Gilroy relies on practical locations and effects instead of employing The Volume… and it pays off, lending the proceedings a winning measure of rusty, rugged substantiality.

There’s not a lot of pulse-pounding momentum to Andor’s initial exploits, with things only kicking into something approaching high gear once he convinces Bix to help him peddle his stolen wares and she hooks him up with Luthen Rae (Stellan Skarsgård), a mysterious buyer who proves interested in Andor’s goods and, moreover, in Andor himself. Whether or not Luthen is a Jedi remains, for the time being, unknown, yet by the fourth chapter, he does reveal himself to be a cagey and cunning player with deep ties to the nascent rebellion and, also, to the halls of Coruscant political power courtesy of Mon Mothma (Genevieve O’Reilly), a regal senator secretly working to undermine the increasingly fascistic Empire. Skarsgård’s gravity is a welcome addition to the series, and so too is the participation of Arjona as the fiery Bix and, later on, The Bear’s Ebon Moss-Bachrach as one of the insurgents Andor partners with for a daring robbery mission on behalf of Luthen.

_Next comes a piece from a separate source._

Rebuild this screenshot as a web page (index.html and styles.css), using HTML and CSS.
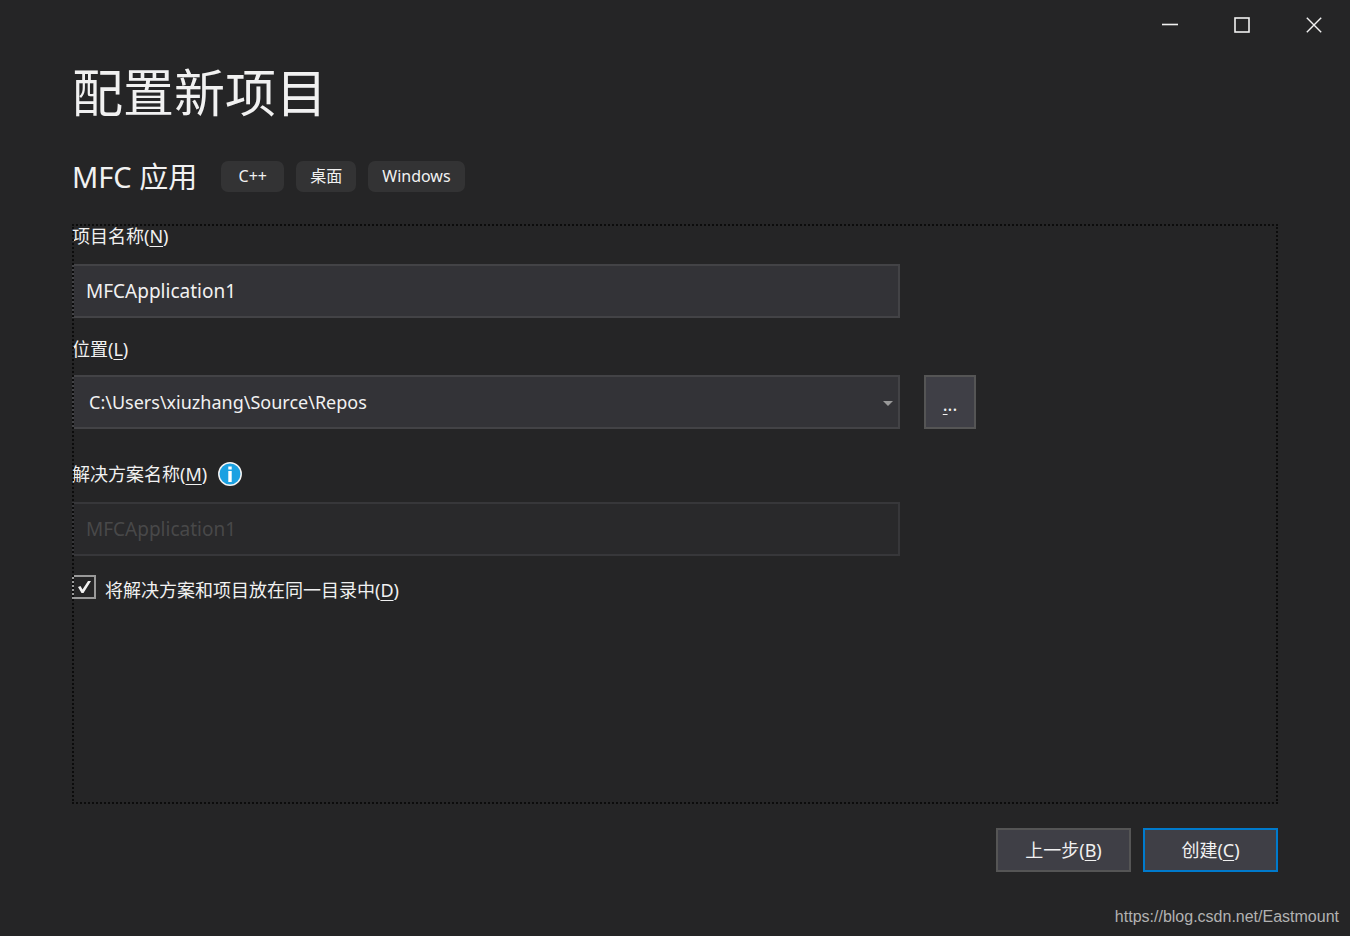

Reports are that, down the road, Forest Whitaker will reprise his Rogue One role as rebel commander Saw Gerrera, and Shaw’s part will undoubtedly expand as Gilroy’s story unfolds. For now, though, it’s a promising stab at bringing the franchise back down to Earth (so to speak), favoring compelling new characters and guerilla-warfare action over lavish, force-related mythologizing. Buoyed by Luna’s sturdy headlining turn, Andor has the sort of jagged, weathered spirit that’s been missing for too long in this far, far away galaxy—even if the jury is still out on whether Andor is truly worthy or capable of assuming Han Solo’s mantle.